5.)  Grieve the way you want to grieve.  There are days I want to be around friends.  There are days I want to be by myself.  There are days I avoid everything going on and seem happy.  There are days when I'm tired of saying I'm okay when I'm really not.  I shouldn't be afraid to admit that some days, I am not okay.  I will be, but some days I just don't want to hide how sad I am.  I don't want to put on a show so people won't think I'm going to break.  My friends and co-workers have been so great to me and I couldn't ask for a better support system.  But know if I don't reply to a message or if I cancel plans, it's not because I'm losing it, I just want to feel what I feel and not have to put on a face for anyone.
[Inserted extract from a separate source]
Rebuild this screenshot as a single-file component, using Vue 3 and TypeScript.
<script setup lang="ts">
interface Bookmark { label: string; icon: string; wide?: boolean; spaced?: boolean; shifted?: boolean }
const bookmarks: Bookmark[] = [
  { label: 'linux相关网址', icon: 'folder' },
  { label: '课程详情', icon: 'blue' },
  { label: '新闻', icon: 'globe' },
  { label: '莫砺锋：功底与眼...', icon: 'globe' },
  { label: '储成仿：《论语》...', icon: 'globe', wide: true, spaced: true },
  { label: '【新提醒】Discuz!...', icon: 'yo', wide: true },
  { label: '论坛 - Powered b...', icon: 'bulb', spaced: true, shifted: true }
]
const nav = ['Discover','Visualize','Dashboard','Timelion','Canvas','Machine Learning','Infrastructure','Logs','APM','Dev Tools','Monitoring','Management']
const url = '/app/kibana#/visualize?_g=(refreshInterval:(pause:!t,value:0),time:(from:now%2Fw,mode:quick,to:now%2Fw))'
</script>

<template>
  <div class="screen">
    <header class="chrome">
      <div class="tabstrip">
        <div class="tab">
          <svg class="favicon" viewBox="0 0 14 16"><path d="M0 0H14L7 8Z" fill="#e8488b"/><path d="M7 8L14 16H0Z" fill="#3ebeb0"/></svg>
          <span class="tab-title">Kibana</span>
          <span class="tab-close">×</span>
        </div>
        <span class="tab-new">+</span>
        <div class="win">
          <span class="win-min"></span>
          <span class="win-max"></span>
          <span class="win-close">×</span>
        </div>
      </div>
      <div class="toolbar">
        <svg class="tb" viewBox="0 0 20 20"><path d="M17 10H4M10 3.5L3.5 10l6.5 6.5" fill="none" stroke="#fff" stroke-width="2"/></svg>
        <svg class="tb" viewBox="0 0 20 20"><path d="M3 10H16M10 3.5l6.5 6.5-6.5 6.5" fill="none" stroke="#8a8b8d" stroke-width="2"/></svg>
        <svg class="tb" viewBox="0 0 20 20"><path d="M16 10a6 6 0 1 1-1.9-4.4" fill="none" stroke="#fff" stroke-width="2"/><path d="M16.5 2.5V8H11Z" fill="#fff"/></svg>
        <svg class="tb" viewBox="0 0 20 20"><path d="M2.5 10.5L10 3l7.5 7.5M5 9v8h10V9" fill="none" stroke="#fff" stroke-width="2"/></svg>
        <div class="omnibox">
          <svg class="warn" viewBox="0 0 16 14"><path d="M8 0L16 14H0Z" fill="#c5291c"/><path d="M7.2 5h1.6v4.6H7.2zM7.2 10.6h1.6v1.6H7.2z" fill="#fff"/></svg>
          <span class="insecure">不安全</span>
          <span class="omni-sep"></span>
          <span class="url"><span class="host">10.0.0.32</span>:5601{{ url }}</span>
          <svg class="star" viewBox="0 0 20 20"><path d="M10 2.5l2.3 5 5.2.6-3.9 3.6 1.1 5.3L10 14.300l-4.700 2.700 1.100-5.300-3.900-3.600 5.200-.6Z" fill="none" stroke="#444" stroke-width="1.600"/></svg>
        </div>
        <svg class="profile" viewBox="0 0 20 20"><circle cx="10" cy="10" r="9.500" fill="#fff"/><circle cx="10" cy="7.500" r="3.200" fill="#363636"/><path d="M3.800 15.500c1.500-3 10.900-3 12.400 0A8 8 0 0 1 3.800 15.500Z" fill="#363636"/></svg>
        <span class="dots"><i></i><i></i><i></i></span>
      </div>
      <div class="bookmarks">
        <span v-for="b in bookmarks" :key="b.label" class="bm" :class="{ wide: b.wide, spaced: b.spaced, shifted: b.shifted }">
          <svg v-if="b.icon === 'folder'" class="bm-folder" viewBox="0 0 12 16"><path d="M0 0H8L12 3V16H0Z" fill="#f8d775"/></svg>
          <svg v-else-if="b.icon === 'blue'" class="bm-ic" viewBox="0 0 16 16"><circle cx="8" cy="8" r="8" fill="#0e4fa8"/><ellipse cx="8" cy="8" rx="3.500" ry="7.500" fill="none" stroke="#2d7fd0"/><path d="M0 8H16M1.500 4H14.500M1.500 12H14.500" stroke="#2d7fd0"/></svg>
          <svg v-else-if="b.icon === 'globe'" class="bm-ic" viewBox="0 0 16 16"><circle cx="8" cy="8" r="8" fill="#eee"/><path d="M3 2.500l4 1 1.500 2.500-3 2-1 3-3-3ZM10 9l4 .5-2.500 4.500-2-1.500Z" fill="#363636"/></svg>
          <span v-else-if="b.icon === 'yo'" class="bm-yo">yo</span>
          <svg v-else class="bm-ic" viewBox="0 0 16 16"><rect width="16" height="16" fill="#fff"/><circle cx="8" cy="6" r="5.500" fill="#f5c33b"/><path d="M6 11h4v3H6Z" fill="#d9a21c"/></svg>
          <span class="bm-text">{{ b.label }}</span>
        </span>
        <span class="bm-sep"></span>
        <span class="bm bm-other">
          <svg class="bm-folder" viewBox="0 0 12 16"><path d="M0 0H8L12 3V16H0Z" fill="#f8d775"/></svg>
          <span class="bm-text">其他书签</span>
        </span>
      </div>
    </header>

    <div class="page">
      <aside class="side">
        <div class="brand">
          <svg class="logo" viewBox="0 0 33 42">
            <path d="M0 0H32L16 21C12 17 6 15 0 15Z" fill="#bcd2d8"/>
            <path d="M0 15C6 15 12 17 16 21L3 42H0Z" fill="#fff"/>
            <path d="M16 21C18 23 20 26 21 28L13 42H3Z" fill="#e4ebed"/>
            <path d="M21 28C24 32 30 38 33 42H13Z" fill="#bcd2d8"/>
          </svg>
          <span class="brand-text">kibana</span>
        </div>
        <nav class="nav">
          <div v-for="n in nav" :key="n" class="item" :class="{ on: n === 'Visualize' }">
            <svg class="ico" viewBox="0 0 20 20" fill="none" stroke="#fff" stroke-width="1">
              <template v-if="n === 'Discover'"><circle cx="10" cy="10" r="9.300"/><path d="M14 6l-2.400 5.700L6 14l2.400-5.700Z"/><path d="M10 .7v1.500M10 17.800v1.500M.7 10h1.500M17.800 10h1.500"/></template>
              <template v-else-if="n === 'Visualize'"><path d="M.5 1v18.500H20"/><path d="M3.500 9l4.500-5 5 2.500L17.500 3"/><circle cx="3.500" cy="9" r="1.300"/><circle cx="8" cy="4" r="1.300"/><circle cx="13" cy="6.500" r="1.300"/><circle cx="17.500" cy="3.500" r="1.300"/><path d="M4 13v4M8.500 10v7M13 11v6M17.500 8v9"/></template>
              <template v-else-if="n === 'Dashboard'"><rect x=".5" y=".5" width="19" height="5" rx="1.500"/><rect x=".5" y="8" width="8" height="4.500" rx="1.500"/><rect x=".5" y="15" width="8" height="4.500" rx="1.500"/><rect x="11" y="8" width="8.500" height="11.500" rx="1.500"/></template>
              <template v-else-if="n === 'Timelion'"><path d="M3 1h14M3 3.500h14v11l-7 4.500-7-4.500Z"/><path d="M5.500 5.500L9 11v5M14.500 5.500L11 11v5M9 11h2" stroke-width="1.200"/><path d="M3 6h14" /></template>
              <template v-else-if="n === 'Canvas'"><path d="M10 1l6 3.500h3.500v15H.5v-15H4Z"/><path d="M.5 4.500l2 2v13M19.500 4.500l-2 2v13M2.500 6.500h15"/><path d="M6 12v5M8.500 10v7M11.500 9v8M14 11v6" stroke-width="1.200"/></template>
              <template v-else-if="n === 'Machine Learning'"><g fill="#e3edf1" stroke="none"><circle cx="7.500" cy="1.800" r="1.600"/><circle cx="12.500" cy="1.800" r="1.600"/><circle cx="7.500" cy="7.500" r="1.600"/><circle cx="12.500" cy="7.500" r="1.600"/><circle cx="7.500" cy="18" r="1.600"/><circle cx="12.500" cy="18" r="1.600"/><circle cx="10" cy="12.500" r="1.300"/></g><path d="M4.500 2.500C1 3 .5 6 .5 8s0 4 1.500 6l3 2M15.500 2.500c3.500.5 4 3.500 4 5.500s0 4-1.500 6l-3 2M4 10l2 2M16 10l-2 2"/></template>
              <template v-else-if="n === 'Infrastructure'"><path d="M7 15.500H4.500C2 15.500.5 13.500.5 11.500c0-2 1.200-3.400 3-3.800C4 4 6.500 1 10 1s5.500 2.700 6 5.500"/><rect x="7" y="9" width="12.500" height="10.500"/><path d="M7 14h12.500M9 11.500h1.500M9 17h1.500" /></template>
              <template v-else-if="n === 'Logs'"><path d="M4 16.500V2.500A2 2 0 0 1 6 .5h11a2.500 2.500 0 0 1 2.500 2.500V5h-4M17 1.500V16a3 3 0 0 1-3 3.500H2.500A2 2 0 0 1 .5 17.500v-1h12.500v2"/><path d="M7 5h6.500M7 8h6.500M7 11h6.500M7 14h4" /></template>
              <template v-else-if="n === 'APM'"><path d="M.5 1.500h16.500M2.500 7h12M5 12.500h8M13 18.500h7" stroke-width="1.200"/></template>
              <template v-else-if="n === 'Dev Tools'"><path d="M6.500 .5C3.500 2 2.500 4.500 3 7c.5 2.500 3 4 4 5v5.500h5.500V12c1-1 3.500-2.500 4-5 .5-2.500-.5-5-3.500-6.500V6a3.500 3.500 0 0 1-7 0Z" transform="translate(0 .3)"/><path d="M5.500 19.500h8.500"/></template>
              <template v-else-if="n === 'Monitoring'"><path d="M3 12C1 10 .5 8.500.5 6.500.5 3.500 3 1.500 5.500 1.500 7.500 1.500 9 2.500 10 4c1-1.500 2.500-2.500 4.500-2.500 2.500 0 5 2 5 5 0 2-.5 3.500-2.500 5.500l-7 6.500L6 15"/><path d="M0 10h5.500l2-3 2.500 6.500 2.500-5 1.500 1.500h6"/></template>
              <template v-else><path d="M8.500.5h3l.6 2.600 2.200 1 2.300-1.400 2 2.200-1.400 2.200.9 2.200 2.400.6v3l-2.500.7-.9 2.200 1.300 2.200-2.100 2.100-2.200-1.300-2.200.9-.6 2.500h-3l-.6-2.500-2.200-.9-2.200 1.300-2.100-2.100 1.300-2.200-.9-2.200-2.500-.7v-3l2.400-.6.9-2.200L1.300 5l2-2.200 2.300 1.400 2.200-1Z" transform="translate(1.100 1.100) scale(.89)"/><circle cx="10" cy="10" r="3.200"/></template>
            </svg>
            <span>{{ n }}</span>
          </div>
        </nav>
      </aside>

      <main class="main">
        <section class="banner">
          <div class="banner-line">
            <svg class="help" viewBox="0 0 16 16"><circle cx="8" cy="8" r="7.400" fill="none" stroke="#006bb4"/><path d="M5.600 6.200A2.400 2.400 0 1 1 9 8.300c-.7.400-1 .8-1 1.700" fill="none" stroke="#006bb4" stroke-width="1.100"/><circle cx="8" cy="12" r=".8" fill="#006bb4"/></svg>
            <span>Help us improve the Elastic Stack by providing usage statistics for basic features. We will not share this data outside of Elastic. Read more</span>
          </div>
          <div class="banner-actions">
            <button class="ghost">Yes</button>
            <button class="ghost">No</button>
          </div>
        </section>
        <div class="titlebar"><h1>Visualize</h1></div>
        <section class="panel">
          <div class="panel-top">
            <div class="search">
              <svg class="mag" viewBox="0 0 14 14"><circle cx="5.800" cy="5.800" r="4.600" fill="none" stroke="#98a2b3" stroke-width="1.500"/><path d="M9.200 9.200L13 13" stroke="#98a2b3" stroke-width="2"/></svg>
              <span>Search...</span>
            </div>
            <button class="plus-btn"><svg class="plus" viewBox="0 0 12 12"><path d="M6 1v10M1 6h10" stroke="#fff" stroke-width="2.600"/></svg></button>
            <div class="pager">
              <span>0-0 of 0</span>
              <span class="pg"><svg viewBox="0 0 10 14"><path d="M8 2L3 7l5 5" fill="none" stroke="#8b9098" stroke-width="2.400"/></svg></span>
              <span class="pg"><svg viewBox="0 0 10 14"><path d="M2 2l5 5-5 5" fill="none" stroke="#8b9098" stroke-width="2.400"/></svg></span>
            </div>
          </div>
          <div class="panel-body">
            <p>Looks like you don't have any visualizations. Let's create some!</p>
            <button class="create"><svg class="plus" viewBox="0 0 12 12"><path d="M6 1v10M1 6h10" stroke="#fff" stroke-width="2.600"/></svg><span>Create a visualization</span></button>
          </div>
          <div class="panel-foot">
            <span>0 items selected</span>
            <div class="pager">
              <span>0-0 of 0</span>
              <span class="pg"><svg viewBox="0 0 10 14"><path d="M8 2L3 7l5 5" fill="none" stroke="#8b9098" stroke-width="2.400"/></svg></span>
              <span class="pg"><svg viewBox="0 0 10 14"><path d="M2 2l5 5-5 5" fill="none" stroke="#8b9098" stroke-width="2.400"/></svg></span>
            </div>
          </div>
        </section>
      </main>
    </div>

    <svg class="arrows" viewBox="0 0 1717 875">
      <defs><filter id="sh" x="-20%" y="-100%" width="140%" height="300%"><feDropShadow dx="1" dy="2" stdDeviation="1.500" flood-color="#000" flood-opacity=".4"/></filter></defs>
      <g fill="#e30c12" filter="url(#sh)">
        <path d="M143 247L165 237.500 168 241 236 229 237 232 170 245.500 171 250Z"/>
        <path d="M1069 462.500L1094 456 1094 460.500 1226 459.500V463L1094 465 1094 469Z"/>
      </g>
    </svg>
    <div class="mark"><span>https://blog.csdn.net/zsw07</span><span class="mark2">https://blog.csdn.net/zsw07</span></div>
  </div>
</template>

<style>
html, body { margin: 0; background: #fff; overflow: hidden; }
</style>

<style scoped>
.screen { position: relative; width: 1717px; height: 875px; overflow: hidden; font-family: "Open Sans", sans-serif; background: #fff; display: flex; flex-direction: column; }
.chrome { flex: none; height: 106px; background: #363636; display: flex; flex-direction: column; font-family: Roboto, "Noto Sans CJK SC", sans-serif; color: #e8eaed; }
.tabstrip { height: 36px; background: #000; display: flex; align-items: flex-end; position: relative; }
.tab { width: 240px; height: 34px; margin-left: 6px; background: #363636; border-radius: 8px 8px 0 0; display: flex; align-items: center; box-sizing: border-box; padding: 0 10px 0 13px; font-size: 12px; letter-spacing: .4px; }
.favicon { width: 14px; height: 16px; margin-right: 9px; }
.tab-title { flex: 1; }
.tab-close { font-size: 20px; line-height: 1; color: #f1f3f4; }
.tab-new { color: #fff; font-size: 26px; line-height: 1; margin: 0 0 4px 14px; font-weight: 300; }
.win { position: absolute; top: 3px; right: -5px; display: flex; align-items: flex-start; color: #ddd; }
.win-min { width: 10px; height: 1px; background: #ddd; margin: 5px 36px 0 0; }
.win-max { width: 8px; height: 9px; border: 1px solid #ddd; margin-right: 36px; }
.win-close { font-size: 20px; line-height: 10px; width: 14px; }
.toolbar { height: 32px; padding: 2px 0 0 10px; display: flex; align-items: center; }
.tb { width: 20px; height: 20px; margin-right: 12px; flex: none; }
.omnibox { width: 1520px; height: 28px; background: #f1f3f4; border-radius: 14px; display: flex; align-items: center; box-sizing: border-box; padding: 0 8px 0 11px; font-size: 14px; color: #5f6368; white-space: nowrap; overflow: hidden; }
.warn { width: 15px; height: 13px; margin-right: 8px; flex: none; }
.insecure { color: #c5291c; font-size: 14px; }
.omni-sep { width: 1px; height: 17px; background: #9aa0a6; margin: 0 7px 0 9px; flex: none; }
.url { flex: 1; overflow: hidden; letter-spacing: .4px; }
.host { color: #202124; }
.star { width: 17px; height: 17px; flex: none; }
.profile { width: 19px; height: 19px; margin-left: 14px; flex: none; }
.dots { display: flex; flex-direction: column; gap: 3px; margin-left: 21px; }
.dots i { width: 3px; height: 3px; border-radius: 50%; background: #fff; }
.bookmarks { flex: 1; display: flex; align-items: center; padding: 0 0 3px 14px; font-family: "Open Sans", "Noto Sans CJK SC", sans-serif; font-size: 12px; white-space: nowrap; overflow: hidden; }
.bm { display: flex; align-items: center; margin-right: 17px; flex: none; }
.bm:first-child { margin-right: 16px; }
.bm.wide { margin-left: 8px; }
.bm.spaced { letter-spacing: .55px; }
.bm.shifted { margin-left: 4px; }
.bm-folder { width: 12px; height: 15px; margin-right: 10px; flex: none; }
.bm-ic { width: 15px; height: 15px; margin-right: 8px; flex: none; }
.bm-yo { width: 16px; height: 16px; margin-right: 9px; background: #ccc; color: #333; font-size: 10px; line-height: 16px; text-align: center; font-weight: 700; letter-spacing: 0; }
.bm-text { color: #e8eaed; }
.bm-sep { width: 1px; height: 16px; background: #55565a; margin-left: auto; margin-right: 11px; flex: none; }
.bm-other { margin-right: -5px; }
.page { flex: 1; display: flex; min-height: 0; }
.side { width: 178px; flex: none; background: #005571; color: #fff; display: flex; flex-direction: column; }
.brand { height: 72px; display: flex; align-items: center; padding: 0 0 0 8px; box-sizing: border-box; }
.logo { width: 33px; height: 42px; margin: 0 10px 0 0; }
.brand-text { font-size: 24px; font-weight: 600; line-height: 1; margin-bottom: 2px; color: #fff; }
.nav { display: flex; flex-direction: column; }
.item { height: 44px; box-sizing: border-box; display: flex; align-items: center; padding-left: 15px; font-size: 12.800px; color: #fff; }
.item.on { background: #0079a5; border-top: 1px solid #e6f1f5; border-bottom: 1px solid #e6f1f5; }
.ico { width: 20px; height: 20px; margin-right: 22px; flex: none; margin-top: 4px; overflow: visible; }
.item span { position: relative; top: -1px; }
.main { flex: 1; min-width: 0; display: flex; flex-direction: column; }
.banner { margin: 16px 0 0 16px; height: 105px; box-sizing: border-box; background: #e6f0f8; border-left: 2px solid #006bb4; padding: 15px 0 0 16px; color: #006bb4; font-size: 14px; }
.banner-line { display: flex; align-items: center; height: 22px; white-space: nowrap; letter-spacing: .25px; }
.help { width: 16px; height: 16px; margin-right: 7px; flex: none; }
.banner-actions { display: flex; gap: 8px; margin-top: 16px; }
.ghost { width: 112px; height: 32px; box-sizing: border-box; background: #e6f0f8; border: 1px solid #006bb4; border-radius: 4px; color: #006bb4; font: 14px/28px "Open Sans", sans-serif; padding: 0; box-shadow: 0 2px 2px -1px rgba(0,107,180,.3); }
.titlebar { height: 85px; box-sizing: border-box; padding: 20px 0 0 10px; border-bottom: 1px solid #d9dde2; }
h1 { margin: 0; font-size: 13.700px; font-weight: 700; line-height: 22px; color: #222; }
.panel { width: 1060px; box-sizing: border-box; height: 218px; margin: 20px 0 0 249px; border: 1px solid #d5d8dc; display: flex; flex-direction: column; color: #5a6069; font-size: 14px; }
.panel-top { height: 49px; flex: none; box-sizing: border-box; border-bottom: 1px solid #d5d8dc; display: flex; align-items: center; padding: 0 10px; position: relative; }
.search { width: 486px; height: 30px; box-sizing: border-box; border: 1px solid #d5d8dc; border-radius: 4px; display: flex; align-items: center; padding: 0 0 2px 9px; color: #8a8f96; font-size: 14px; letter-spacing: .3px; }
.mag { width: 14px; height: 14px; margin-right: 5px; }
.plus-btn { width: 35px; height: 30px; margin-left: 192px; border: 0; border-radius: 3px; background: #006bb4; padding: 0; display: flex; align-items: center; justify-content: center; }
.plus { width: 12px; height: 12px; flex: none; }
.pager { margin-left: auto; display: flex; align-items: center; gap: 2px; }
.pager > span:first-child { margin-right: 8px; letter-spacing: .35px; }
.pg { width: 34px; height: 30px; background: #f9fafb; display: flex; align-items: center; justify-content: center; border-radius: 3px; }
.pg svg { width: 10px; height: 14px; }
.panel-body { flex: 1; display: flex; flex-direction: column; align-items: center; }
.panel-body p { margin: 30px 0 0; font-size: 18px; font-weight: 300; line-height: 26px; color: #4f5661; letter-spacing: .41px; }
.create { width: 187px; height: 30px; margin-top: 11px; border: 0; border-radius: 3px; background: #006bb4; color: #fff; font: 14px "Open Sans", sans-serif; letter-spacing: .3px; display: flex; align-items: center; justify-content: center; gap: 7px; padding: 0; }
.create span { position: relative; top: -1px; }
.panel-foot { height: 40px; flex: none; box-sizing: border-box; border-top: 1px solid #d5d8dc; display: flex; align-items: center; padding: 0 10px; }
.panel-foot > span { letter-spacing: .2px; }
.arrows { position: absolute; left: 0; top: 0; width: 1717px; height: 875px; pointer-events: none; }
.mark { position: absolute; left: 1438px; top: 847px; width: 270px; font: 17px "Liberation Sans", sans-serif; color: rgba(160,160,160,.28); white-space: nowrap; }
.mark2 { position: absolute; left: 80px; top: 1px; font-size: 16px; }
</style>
6.)  Prepare yourself for upcoming life events.  I know weddings are going to be very hard.  That doesn't mean that I don't want to support my friends getting married or that I don't want to be at their weddings.  I wouldn't miss the two I have coming up for the world.  But I am mentally preparing myself for the father/daughter things.  For a while, when things weren't the best between me and my dad, I had said I didn't want him to walk me down the aisle.  Now that I don't have that option anymore, I want it more than anything.  Same with the father/daughter dance.  I know I'll be surrounded by friends at both weddings and I love the couples who are getting married dearly.  I just have to know what to expect, surround myself with friends, and concentrate on the love in the room between my friends who are lucky enough to find their other halves.  The first year is going to be hard too, because every holiday/event will be the first one without dad.  His birthday is in September, I had said we'd go to the UK/Vandy football game together this fall as his Father's Day present, and Christmas is going to be very lonely.  Not to mention my birthday, Father's Day next year, and pretty much any significant event that happens to me.  I started bawling the other day when I was watching some random tv show and a girl had just given birth and handed her father his first grandchild to hold. 

I really don't have much else.  This weekend will be hard because it will be the first time I've been at the house when he wasn't there.  It'll be weird to not see him sitting in his chair by the computer, playing solitaire.  It will be weird to not have him comment on how messy my car is when he fills up my gas tank for me before I'd return home.  And it'll be weird to walk out of the house, not having him hug me and tell me he loves me.  But I'll get through it, just like I'll get through next week, and next month, next year, and all of the rest of the years of my life.  But even though I'll get through it, the hole in my heart which houses the pain of loss of my grandmother and grandfather, definitely got a little bigger two weeks, one day, and four hours and forty two minutes ago.